* [PROBLEM TO SOLVE]: Transcribe all of the material exactly, except for its pictures.

* [MATERIAL PROVIDED]:
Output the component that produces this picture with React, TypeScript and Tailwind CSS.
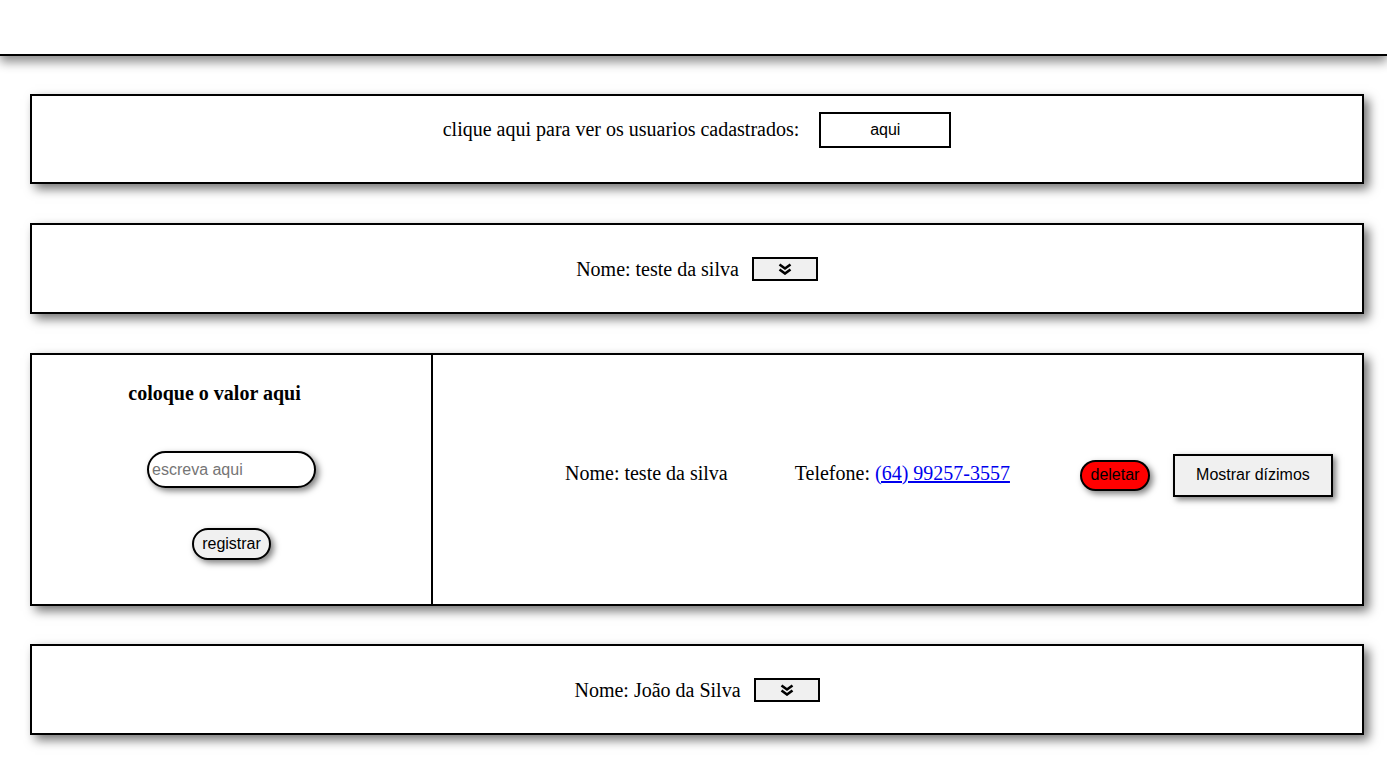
const serif = "font-['Liberation_Serif','Times_New_Roman',serif]"
const sans = "font-['Liberation_Sans',Arial,sans-serif]"
const card =
  "ml-[30px] w-[1334px] border-2 border-black bg-white shadow-[5px_5px_10px_rgba(0,0,0,0.55)]"

function ChevronsDown() {
  return (
    <svg width="14" height="12" viewBox="0 0 14 12" fill="none" stroke="black" strokeWidth="2.6">
      <path d="M1.5 1.5 L7 5.5 L12.5 1.5" />
      <path d="M1.5 6.5 L7 10.5 L12.5 6.5" />
    </svg>
  )
}

function UserRow({ nome, top }: { nome: string; top: string }) {
  return (
    <div className={`${card} ${top} h-[91px] flex items-center justify-center`}>
      <span className={`${serif} text-[20px] text-black`}>Nome: {nome}</span>
      <button className="ml-[13px] w-[66px] h-[24px] border-2 border-black bg-[#f0f0f0] flex items-center justify-center">
        <ChevronsDown />
      </button>
    </div>
  )
}

export default function App() {
  return (
    <main className="min-h-screen bg-white">
      <header className="h-[56px] w-full bg-white border-b-2 border-black shadow-[0_6px_10px_rgba(0,0,0,0.45)]" />

      <div className={`${card} mt-[38px] h-[90px] flex items-start justify-center pt-4`}>
        <span className={`${serif} text-[20px] text-black mt-[2px]`}>
          clique aqui para ver os usuarios cadastrados:
        </span>
        <button
          className={`${sans} ml-[20px] w-[132px] h-[36px] border-2 border-black bg-white text-[16px] text-black`}
        >
          aqui
        </button>
      </div>

      <UserRow nome="teste da silva" top="mt-[39px]" />

      <div className={`${card} mt-[39px] h-[253px] flex`}>
        <div className="w-[401px] border-r-2 border-black flex flex-col items-center">
          <h3 className={`${serif} mt-[23px] mr-[34px] text-[20px] font-bold text-black`}>
            coloque o valor aqui
          </h3>
          <input
            placeholder="escreva aqui"
            className={`${sans} mt-[43px] w-[169px] h-[37px] rounded-full border-2 border-black bg-white px-[3px] text-[16px] text-black placeholder:text-[#757575] shadow-[3px_3px_6px_rgba(0,0,0,0.5)] outline-none`}
          />
          <button
            className={`${sans} mt-[40px] h-[32px] px-[8px] rounded-full border-2 border-black bg-[#f0f0f0] text-[16px] text-black shadow-[3px_3px_6px_rgba(0,0,0,0.5)]`}
          >
            registrar
          </button>
        </div>

        <div className="flex-1 flex items-center pl-[132px] pb-[14px]">
          <span className={`${serif} text-[20px] text-black`}>Nome: teste da silva</span>
          <span className={`${serif} ml-[67px] text-[20px] text-black`}>
            Telefone:{" "}
            <a href="#" className="text-[#0000ee] underline">
              (64) 99257-3557
            </a>
          </span>
          <button
            className={`${sans} ml-[70px] mt-[5px] w-[70px] h-[31px] rounded-full border-2 border-black bg-[#ff0000] text-[16px] text-black shadow-[3px_3px_6px_rgba(0,0,0,0.5)]`}
          >
            deletar
          </button>
          <button
            className={`${sans} ml-[23px] mt-[5px] w-[160px] h-[43px] border-2 border-black bg-[#f0f0f0] text-[16px] text-black shadow-[3px_3px_6px_rgba(0,0,0,0.5)]`}
          >
            Mostrar dízimos
          </button>
        </div>
      </div>

      <UserRow nome="João da Silva" top="mt-[38px]" />
    </main>
  )
}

* [RESULT OF THE EXERCISE]:
Output the component that produces this picture with React, TypeScript and Tailwind CSS.
const serif = "font-['Liberation_Serif','Times_New_Roman',serif]"
const sans = "font-['Liberation_Sans',Arial,sans-serif]"
const card =
  "ml-[30px] w-[1334px] border-2 border-black bg-white shadow-[5px_5px_10px_rgba(0,0,0,0.55)]"

function ChevronsDown() {
  return (
    <svg width="14" height="12" viewBox="0 0 14 12" fill="none" stroke="black" strokeWidth="2.6">
      <path d="M1.5 1.5 L7 5.5 L12.5 1.5" />
      <path d="M1.5 6.5 L7 10.5 L12.5 6.5" />
    </svg>
  )
}

function UserRow({ nome, top }: { nome: string; top: string }) {
  return (
    <div className={`${card} ${top} h-[91px] flex items-center justify-center`}>
      <span className={`${serif} text-[20px] text-black`}>Nome: {nome}</span>
      <button className="ml-[13px] w-[66px] h-[24px] border-2 border-black bg-[#f0f0f0] flex items-center justify-center">
        <ChevronsDown />
      </button>
    </div>
  )
}

export default function App() {
  return (
    <main className="min-h-screen bg-white">
      <header className="h-[56px] w-full bg-white border-b-2 border-black shadow-[0_6px_10px_rgba(0,0,0,0.45)]" />

      <div className={`${card} mt-[38px] h-[90px] flex items-start justify-center pt-4`}>
        <span className={`${serif} text-[20px] text-black mt-[2px]`}>
          clique aqui para ver os usuarios cadastrados:
        </span>
        <button
          className={`${sans} ml-[20px] w-[132px] h-[36px] border-2 border-black bg-white text-[16px] text-black`}
        >
          aqui
        </button>
      </div>

      <UserRow nome="teste da silva" top="mt-[39px]" />

      <div className={`${card} mt-[39px] h-[253px] flex`}>
        <div className="w-[401px] border-r-2 border-black flex flex-col items-center">
          <h3 className={`${serif} mt-[23px] mr-[34px] text-[20px] font-bold text-black`}>
            coloque o valor aqui
          </h3>
          <input
            placeholder="escreva aqui"
            className={`${sans} mt-[43px] w-[169px] h-[37px] rounded-full border-2 border-black bg-white px-[3px] text-[16px] text-black placeholder:text-[#757575] shadow-[3px_3px_6px_rgba(0,0,0,0.5)] outline-none`}
          />
          <button
            className={`${sans} mt-[40px] h-[32px] px-[8px] rounded-full border-2 border-black bg-[#f0f0f0] text-[16px] text-black shadow-[3px_3px_6px_rgba(0,0,0,0.5)]`}
          >
            registrar
          </button>
        </div>

        <div className="flex-1 flex items-center pl-[132px] pb-[14px]">
          <span className={`${serif} text-[20px] text-black`}>Nome: teste da silva</span>
          <span className={`${serif} ml-[67px] text-[20px] text-black`}>
            Telefone:{" "}
            <a href="#" className="text-[#0000ee] underline">
              (64) 99257-3557
            </a>
          </span>
          <button
            className={`${sans} ml-[70px] mt-[5px] w-[70px] h-[31px] rounded-full border-2 border-black bg-[#ff0000] text-[16px] text-black shadow-[3px_3px_6px_rgba(0,0,0,0.5)]`}
          >
            deletar
          </button>
          <button
            className={`${sans} ml-[23px] mt-[5px] w-[160px] h-[43px] border-2 border-black bg-[#f0f0f0] text-[16px] text-black shadow-[3px_3px_6px_rgba(0,0,0,0.5)]`}
          >
            Mostrar dízimos
          </button>
        </div>
      </div>

      <UserRow nome="João da Silva" top="mt-[38px]" />
    </main>
  )
}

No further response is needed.